• _OBJECTIVE_
Copy down every line where the string "React" shows up.
================
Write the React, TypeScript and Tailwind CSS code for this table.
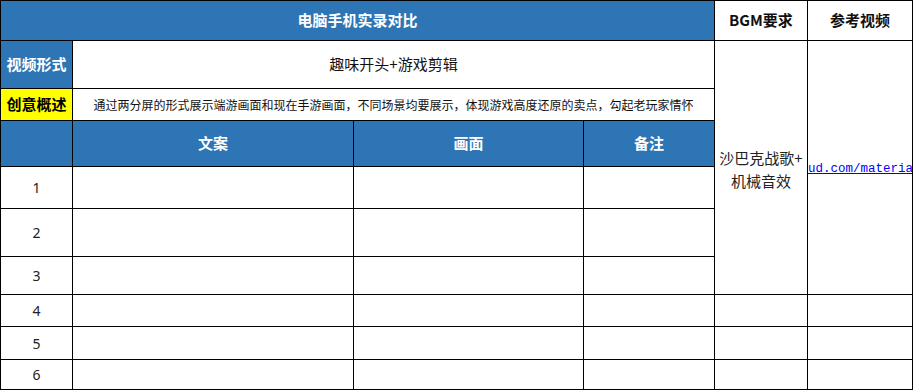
const cjk = { fontFamily: '"Noto Sans CJK SC", "Noto Sans", sans-serif' };
const num = { fontFamily: '"Noto Sans", "Open Sans", sans-serif' };

function Cell({
  className = "",
  children,
}: {
  className?: string;
  children?: React.ReactNode;
}) {
  return (
    <div
      className={`border-r border-b border-black flex items-center justify-center overflow-hidden ${className}`}
    >
      {children}
    </div>
  );
}

export default function App() {
  const rows = ["1", "2", "3"];
  const lower = ["4", "5", "6"];

  return (
    <div className="w-[913px] h-[390px] bg-white overflow-hidden" style={cjk}>
      <div className="grid grid-cols-[72px_281px_230px_131px_93px_105px] grid-rows-[40px_48px_32px_46px_42px_48px_38px_32px_33px_30px] border-t border-l border-black">
        {/* title row */}
        <Cell className="col-span-4 bg-[#2e75b6] text-white font-bold text-[15px]">
          电脑手机实录对比
        </Cell>
        <Cell className="font-bold text-[15px] text-[#111]">BGM要求</Cell>
        <Cell className="font-bold text-[15px] text-[#111]">参考视频</Cell>

        {/* 视频形式 */}
        <Cell className="bg-[#2e75b6] text-white font-bold text-[15px]">视频形式</Cell>
        <Cell className="col-span-3 text-[15px] text-[#111]">趣味开头+游戏剪辑</Cell>
        <Cell className="row-span-6 text-[15px] leading-[23px] text-[#222] text-center">
          <div className="pt-[2px]">
            沙巴克战歌+
            <br />
            机械音效
          </div>
        </Cell>
        <Cell className="row-span-6 justify-start">
          <span
            className="whitespace-nowrap text-[12.5px] text-[#0000ff] underline pt-[4px]"
            style={{ fontFamily: '"Liberation Mono", monospace' }}
          >
            ud.com/materia
          </span>
        </Cell>

        {/* 创意概述 */}
        <Cell className="bg-[#ffff00] text-black font-bold text-[15px]">创意概述</Cell>
        <Cell className="col-span-3 text-[12px] text-[#111]">
          通过两分屏的形式展示端游画面和现在手游画面，不同场景均要展示，体现游戏高度还原的卖点，勾起老玩家情怀
        </Cell>

        {/* column header */}
        <Cell className="bg-[#2e75b6]" />
        <Cell className="bg-[#2e75b6] text-white font-bold text-[15px]">文案</Cell>
        <Cell className="bg-[#2e75b6] text-white font-bold text-[15px]">画面</Cell>
        <Cell className="bg-[#2e75b6] text-white font-bold text-[15px]">备注</Cell>

        {rows.map((n) => (
          <div key={n} className="contents">
            <Cell className="text-[14px] text-[#222]">
              <span style={num}>{n}</span>
            </Cell>
            <Cell />
            <Cell />
            <Cell />
          </div>
        ))}

        {lower.map((n) => (
          <div key={n} className="contents">
            <Cell className="text-[14px] text-[#222]">
              <span style={num}>{n}</span>
            </Cell>
            <Cell />
            <Cell />
            <Cell />
            <Cell />
            <Cell />
          </div>
        ))}
      </div>
    </div>
  );
}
================
• _WRITTEN REPLY_
Write the React, TypeScript and Tailwind CSS code for this table.
  children?: React.ReactNode;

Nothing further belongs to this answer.